In four short verses the psalmist describes how God’s faithful people live.

The psalm can be read as a summary of the laws given to Moses and recalled in Deuteronomy Chapter 4, the ones that would set the Israelites apart as a “wise and discerning people.” (Deut. 4:6) As modern psalmist and songwriter Richard Bruxvoort Colligan says, “Tell the truth. Live honestly. Be kind. Be generous.”[ii]

But these statutes and ordinances are about more than the Golden Rule or even preserving good order. This is who we are and how we are to live because we are God’s people in the world.

Each week at the beginning of our worship, in our corporate confession, we acknowledge our own sinfulness, so when God asks us to “walk blamelessly,” it seems like an impossible task. And it is, when we try to do it alone! But we believe that when our sin brings us to the cross, and we cannot redeem ourselves, God forgives us and redeems us. So, in that same rite, we also receive God’s forgiveness, and by the Holy Spirit, we are sanctified or made holy, so that we can walk blameless in God’s sight. Writer Nan Merrill describes this way of being as “[walking] with integrity and in harmony with [God’s] Word.”[iii]

Continuing, the psalmist describes God’s people as ones who “speak the truth.” In today’s Gospel Jesus criticizes the very religious because they are not being genuine, or truthful, saying,
"Isaiah prophesied rightly about you hypocrites, as it is written, 'This people honors me with their lips, but their hearts are far from me; (Mark 7:6 NRS)
Deceiving ourselves into thinking that we are imitating Jesus, we are quick to point fingers or draw our own lines between good and evil, and inevitably, place ourselves on the side of the “good.”

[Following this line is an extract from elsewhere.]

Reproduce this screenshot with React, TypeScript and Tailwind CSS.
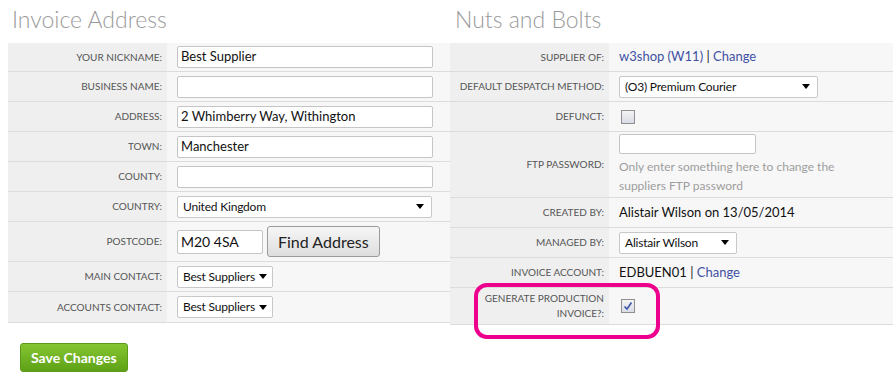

But as theologian Ted Peters writes, the truth is that, “when we draw lines between good and evil, curiously, God places the divine self on the evil side of our line.”[iv] So, here, again, we find ourselves in an impossible situation!

At least it seems impossible, until we stop trying on our own “to make ourselves look and feel like we belong on the good side.” [v] When we confess our arrogance and vanity, God takes us from where we really are — on the evil side of our line, blinded by our own sin — and forgives and redeems us.[vi]

Do you see how, in each verse, the psalmist corrects our propensity to rely on ourselves? We cannot be either blameless or honest, truth tellers until God transforms us. We cannot live as God’s people apart from God’s participation in our lives.

The remainder of the psalm shows us how God wants us to love others, with unwavering commitment and without either malice or deceit. Freed by God’s participation in our lives, we can participate fully in the lives of those around us. As Martin Luther writes in “Freedom of a Christian”:

[we] should be guided in all [our] works by …[a desire] to serve and benefit others in all that [we do], considering nothing except the need and the advantage of [our] neighbor.[vii]

While there are religious traditions that emphasize following God’s law and commandments so that you will not anger God or so that you may receive God’s blessing, reading this psalm through the lens of our Lutheran faith instructs us that living as God’s faithful people is a response to what we have first been given. In this time of new beginnings, serving our neighbors and communities, and placing the well-being of others ahead of our self-interest remind us that all life begins with God and all things spring forth from that holy beginning.

Let us pray…
Holy God,
We give you thanks for the forgiveness you give to each one of us, that we may walk blameless in your sight, not by our efforts, but by your grace.
We give you thanks for your infinite patience as we stumble and try to go it alone, returning to you with bruised hearts and egos.
Help us always worship and live in harmony with your Word.
Send us out into the world, empowered by Your Holy Spirit, to invite and welcome others into life with You.
We pray in the name of Your Son Jesus.
Amen.

[i] Craig A. Satterlee. Working Preacher Commentary. http://www.workingpreacher.org/preaching.aspx?commentary_id=619, accessed 9/1/2018.
[ii] Richard Bruxvoort Colligan, https://www.pulpitfiction.com/notes/epiphany4a?rq=psalm%2015, accessed 8/28/2018.
[iii] Nan C. Merrill. Psalms for Praying. 21.
[iv] Ted Peters. “Dirty Ethics for Bold Sinning.” Journal of Lutheran Ethics. Volume 15, Issue 8.
[v] ibid
[vi] ibid[vii] Martin Luther. “Freedom of a Christian.” Three Treatises. 302.